The first case was a man in his late twenties or early thirties. He had been caught in possession of firearms, which he had apparently been carrying for his own protection. After giving him “credit” for pleading guilty, the judge sentenced him to five years’ imprisonment saying “the contamination of firearms” had to be removed from our streets.

Another man, who had been supplying relatively small quantities of Ecstasy and Cocaine, was sentenced to three and a half years. The fifth defendant was a young British black woman who although a first offender, was sentenced to a staggering twelve years for importing Class A drugs valued at some three hundred thousand pounds.

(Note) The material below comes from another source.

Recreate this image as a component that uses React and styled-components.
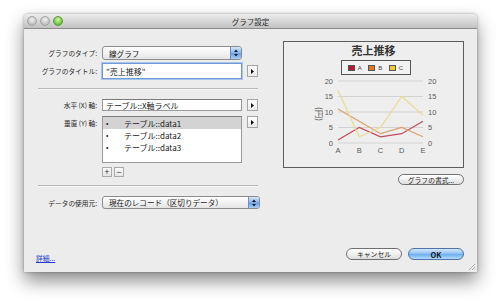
import React from 'react';
import styled, { createGlobalStyle } from 'styled-components';

const GlobalStyle = createGlobalStyle`
  html, body { margin: 0; padding: 0; background: #fff; }
  body { font-family: "Noto Sans CJK JP", "Liberation Sans", sans-serif; color: #1a1a1a; }
`;

const Page = styled.div`
  width: 500px;
  height: 305px;
  padding: 14px 0 0 24px;
  box-sizing: border-box;
  overflow: hidden;
`;

const Window = styled.div`
  position: relative;
  width: 453px;
  height: 258px;
  background: #ececec;
  display: flex;
  flex-direction: column;
  border-radius: 4px 4px 0 0;
  box-shadow: 0 9px 18px rgba(0, 0, 0, 0.45), 0 0 3px rgba(0, 0, 0, 0.35);
`;

const TitleBar = styled.div`
  flex: none;
  height: 14px;
  display: flex;
  align-items: center;
  background: linear-gradient(#ececec, #c2c2c2);
  border-bottom: 1px solid #8c8c8c;
  border-radius: 4px 4px 0 0;
`;

const Lights = styled.div`
  width: 39px;
  display: flex;
  gap: 3px;
  padding-left: 3px;
  box-sizing: border-box;
`;

const Light = styled.span`
  width: 10px;
  height: 10px;
  border-radius: 50%;
  box-sizing: border-box;
  border: 1px solid ${p => (p.green ? '#5a9a3a' : '#a4a4a4')};
  background: ${p =>
    p.green
      ? 'radial-gradient(circle at 50% 35%, #d6f7a8, #78c84a 60%, #4f9a2c)'
      : 'radial-gradient(circle at 50% 35%, #f2f2f2, #c6c6c6 60%, #adadad)'};
`;

const Title = styled.div`
  flex: 1;
  text-align: center;
  font-size: 7.5px;
  color: #2a2a2a;
`;

const Spacer = styled.div`
  width: 39px;
`;

const Body = styled.div`
  flex: 1;
  display: flex;
  flex-direction: column;
  padding: 12px 13px 12px 14px;
`;

const Main = styled.div`
  display: flex;
  gap: 23px;
`;

const LeftCol = styled.div`
  width: 222px;
  padding-top: 5px;
  display: flex;
  flex-direction: column;
`;

const Row = styled.div`
  display: grid;
  grid-template-columns: 59px 140px 11px;
  column-gap: 5px;
  align-items: ${p => p.align || 'center'};
  margin-top: ${p => p.mt || 0}px;
`;

const Label = styled.div`
  font-size: 6.7px;
  text-align: right;
  white-space: nowrap;
  color: #262626;
  padding-top: ${p => p.pt || 0}px;
`;

const Popup = styled.div`
  grid-column: ${p => (p.wide ? '2 / 4' : 'auto')};
  width: ${p => (p.wide ? '158px' : 'auto')};
  height: ${p => p.h || 13}px;
  box-sizing: border-box;
  border: 1px solid #8c8c8c;
  border-radius: 3px;
  background: linear-gradient(#ffffff, #f2f2f2 50%, #e4e4e4);
  display: flex;
  align-items: center;
  font-size: 7.6px;
  padding-left: 6px;
  overflow: hidden;
  white-space: nowrap;
`;

const Stepper = styled.span`
  margin-left: auto;
  width: 10px;
  height: 100%;
  flex: none;
  display: flex;
  align-items: center;
  justify-content: center;
  border-left: 1px solid #6d8fbd;
  background: linear-gradient(#d5e6fa, #8fb8ea 45%, #6c9ee0 55%, #a9d0f8);
`;

const Field = styled.div`
  height: ${p => p.h || 12}px;
  box-sizing: border-box;
  background: #fff;
  border: 1px solid ${p => (p.focus ? '#6f9ad6' : '#9a9a9a')};
  border-top-color: ${p => (p.focus ? '#6f9ad6' : '#7a7a7a')};
  box-shadow: ${p => (p.focus ? '0 0 0 1px #a7c5ec' : 'none')};
  display: flex;
  align-items: center;
  padding-left: 3px;
  font-size: 8px;
  white-space: nowrap;
`;

const MiniButton = styled.div`
  width: 11px;
  height: 12px;
  box-sizing: border-box;
  border: 1px solid #a6a6a6;
  background: linear-gradient(#ffffff, #e9e9e9);
  display: flex;
  align-items: center;
  justify-content: center;
`;

const Separator = styled.div`
  height: 1px;
  width: 220px;
  background: #b9b9b9;
  border-bottom: 1px solid #f8f8f8;
  margin-top: ${p => p.mt}px;
`;

const List = styled.div`
  height: 47px;
  box-sizing: border-box;
  background: #fff;
  border: 1px solid #9a9a9a;
  border-top-color: #7c7c7c;
`;

const ListRow = styled.div`
  height: 12px;
  display: flex;
  align-items: center;
  font-size: 8px;
  background: ${p => (p.selected ? '#d3d3d3' : 'transparent')};
  white-space: nowrap;
`;

const Bullet = styled.span`
  width: 18px;
  padding-left: 3px;
  font-size: 7px;
`;

const PlusMinus = styled.div`
  grid-column: 2;
  display: flex;
  gap: 2px;
`;

const SquareButton = styled.div`
  width: 10px;
  height: 10px;
  box-sizing: border-box;
  border: 1px solid #a9a9a9;
  background: linear-gradient(#fbfbfb, #e6e6e6);
  display: flex;
  align-items: center;
  justify-content: center;
  font-family: "Liberation Sans", sans-serif;
  font-size: 9px;
  line-height: 1;
  color: #333;
`;

const RightCol = styled.div`
  width: 181px;
  display: flex;
  flex-direction: column;
  align-items: flex-end;
`;

const ChartBox = styled.div`
  width: 181px;
  height: 127px;
  box-sizing: border-box;
  border: 1px solid #5c5c5c;
  background: #eeeeee;
  display: flex;
  flex-direction: column;
  align-items: center;
`;

const ChartTitle = styled.div`
  font-size: 11px;
  font-weight: bold;
  line-height: 15px;
  margin-top: 1px;
  color: #333;
`;

const Legend = styled.div`
  width: 70px;
  height: 15px;
  box-sizing: border-box;
  border: 1px solid #555;
  background: #f2f2f2;
  display: flex;
  align-items: center;
  justify-content: space-around;
  padding: 0 3px;
  margin-top: 2px;
  margin-left: 4px;
`;

const LegendItem = styled.span`
  display: flex;
  align-items: center;
  gap: 3px;
  font-family: "Liberation Sans Narrow", "Liberation Sans", sans-serif;
  font-size: 6px;
  color: #444;
`;

const Swatch = styled.span`
  width: 5px;
  height: 4px;
  border: 1px solid #555;
  background: ${p => p.color};
`;

const PillButton = styled.div`
  height: 11px;
  width: ${p => p.w}px;
  box-sizing: border-box;
  border: 1px solid ${p => (p.primary ? '#4d73a8' : '#707070')};
  border-radius: 7px;
  background: ${p =>
    p.primary
      ? 'linear-gradient(#d2e8fc, #93c3f2 45%, #6fb0ef 55%, #b4dcfd)'
      : 'linear-gradient(#ffffff, #f0f0f0 50%, #dedede)'};
  display: flex;
  align-items: center;
  justify-content: center;
  font-size: ${p => (p.primary ? 7.5 : 6.8)}px;
  font-weight: ${p => (p.primary ? 'bold' : 'normal')};
  color: #1c1c1c;
  margin-top: ${p => p.mt || 0}px;
`;

const Footer = styled.div`
  margin-top: auto;
  display: flex;
  align-items: flex-end;
  justify-content: space-between;
  margin-left: -2px;
`;

const Link = styled.a`
  font-size: 6.8px;
  color: #1f3ccf;
  text-decoration: underline;
  margin-bottom: -3px;
`;

const ButtonGroup = styled.div`
  display: flex;
  gap: 6px;
  height: 12px;
  & > div { height: 12px; }
`;

const Grip = styled.svg`
  position: absolute;
  right: 1px;
  bottom: 1px;
`;

const Tri = () => (
  <svg width="3" height="5" viewBox="0 0 3 5">
    <path d="M0 0 L3 2.5 L0 5 Z" fill="#111" />
  </svg>
);

const Arrows = () => (
  <svg width="4" height="8" viewBox="0 0 4 8">
    <path d="M0 3 L2 0.5 L4 3 Z M0 5 L2 7.5 L4 5 Z" fill="#0d1c33" />
  </svg>
);

const series = [
  { color: '#c8485a', data: [1, 5, 2, 3, 7] },
  { color: '#d9a070', data: [11, 7, 3, 5, 2] },
  { color: '#eadb8e', data: [17, 2, 5, 15, 9] },
];

const px = i => 54 + i * 21.25;
const py = v => 68 - v * 3.1;

function Chart() {
  const ticks = [0, 5, 10, 15, 20];
  const labelFont = { fontFamily: '"Liberation Sans Narrow", "Liberation Sans", sans-serif', fontSize: 7.5, fill: '#5a5a5a' };
  return (
    <svg width="179" height="91" viewBox="0 0 179 91">
      {ticks.map(t => (
        <g key={t}>
          <line x1={px(0)} x2={px(4)} y1={py(t)} y2={py(t)} stroke="#d2d2d2" strokeWidth="1" />
          <text x="49" y={py(t) + 2.7} textAnchor="end" style={labelFont}>{t}</text>
          <text x="144" y={py(t) + 2.7} style={labelFont}>{t}</text>
        </g>
      ))}
      {['A', 'B', 'C', 'D', 'E'].map((l, i) => (
        <text key={l} x={px(i)} y="77.5" textAnchor="middle" style={labelFont}>{l}</text>
      ))}
      <text
        x="0"
        y="0"
        transform="translate(32 39) rotate(90)"
        textAnchor="middle"
        style={{ fontFamily: '"Noto Sans CJK JP", sans-serif', fontSize: 8.5, fill: '#5a5a5a' }}
      >
        (円)
      </text>
      {series.map(s => (
        <polyline
          key={s.color}
          points={s.data.map((v, i) => `${px(i)},${py(v)}`).join(' ')}
          fill="none"
          stroke={s.color}
          strokeWidth="1.2"
        />
      ))}
    </svg>
  );
}

export default function App() {
  return (
    <Page>
      <GlobalStyle />
      <Window>
        <TitleBar>
          <Lights>
            <Light />
            <Light />
            <Light green />
          </Lights>
          <Title>グラフ設定</Title>
          <Spacer />
        </TitleBar>
        <Body>
          <Main>
            <LeftCol>
              <Row>
                <Label>グラフのタイプ:</Label>
                <Popup h={14}>
                  線グラフ
                  <Stepper><Arrows /></Stepper>
                </Popup>
              </Row>
              <Row mt={3}>
                <Label>グラフのタイトル:</Label>
                <Field focus h={16}>"売上推移"</Field>
                <MiniButton><Tri /></MiniButton>
              </Row>
              <Separator mt={9} />
              <Row mt={9}>
                <Label>水平 (X) 軸:</Label>
                <Field>テーブル::X軸ラベル</Field>
                <MiniButton><Tri /></MiniButton>
              </Row>
              <Row mt={5} align="start">
                <Label pt={2}>垂直 (Y) 軸:</Label>
                <List>
                  <ListRow selected><Bullet>•</Bullet>テーブル::data1</ListRow>
                  <ListRow><Bullet>•</Bullet>テーブル::data2</ListRow>
                  <ListRow><Bullet>•</Bullet>テーブル::data3</ListRow>
                </List>
                <MiniButton><Tri /></MiniButton>
              </Row>
              <Row mt={4}>
                <PlusMinus>
                  <SquareButton>+</SquareButton>
                  <SquareButton>−</SquareButton>
                </PlusMinus>
              </Row>
              <Separator mt={8} />
              <Row mt={9}>
                <Label>データの使用元:</Label>
                <Popup wide>
                  現在のレコード（区切りデータ）
                  <Stepper><Arrows /></Stepper>
                </Popup>
              </Row>
            </LeftCol>
            <RightCol>
              <ChartBox>
                <ChartTitle>売上推移</ChartTitle>
                <Legend>
                  <LegendItem><Swatch color="#b8192e" />A</LegendItem>
                  <LegendItem><Swatch color="#e0781e" />B</LegendItem>
                  <LegendItem><Swatch color="#f0cc2a" />C</LegendItem>
                </Legend>
                <Chart />
              </ChartBox>
              <PillButton w={66} mt={6}>グラフの書式...</PillButton>
            </RightCol>
          </Main>
          <Footer>
            <Link>詳細...</Link>
            <ButtonGroup>
              <PillButton w={56}>キャンセル</PillButton>
              <PillButton w={56} primary>OK</PillButton>
            </ButtonGroup>
          </Footer>
        </Body>
        <Grip width="8" height="8" viewBox="0 0 8 8">
          <path d="M7 1 L1 7 M7 4 L4 7 M7 6.5 L6.5 7" stroke="#9a9a9a" strokeWidth="0.8" />
        </Grip>
      </Window>
    </Page>
  );
}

Earlier, two young black men who had been involved in drugs purely as users were treated far more leniently, both received non-custodial sentences, although one was warned that if he didn’t make a proper effort he would be hauled back before the court to receive the sixteen months the judge had promised him at an earlier hearing.

Gun crime is allied to drug crime, and both appear to have been imported from the United States. In July 2001, the American black magazine Ebony published an article The 10 Biggest Killers of Blacks in which it revealed that for blacks in their late teens to early 20s, homicide was the most frequent cause of death, “often at the hands of another African-American”.

In 1998, the Metropolitan Police set up Operation Trident to tackle specifically black on black shootings. Originally it had a ten strong intelligence gathering team. By the Autumn of 2000 there were no less than a hundred and sixty officers working on it; there were more than a dozen such murders in that year alone.

The cry of racism is a red herring; however much poverty, exclusion and social deprivation there may be in Britain nowadays, no black man today is worse off financially or socially than the white Britons or black Americans who lived through the hungry thirties when gun crime was infrequent and drug related murders were unheard of.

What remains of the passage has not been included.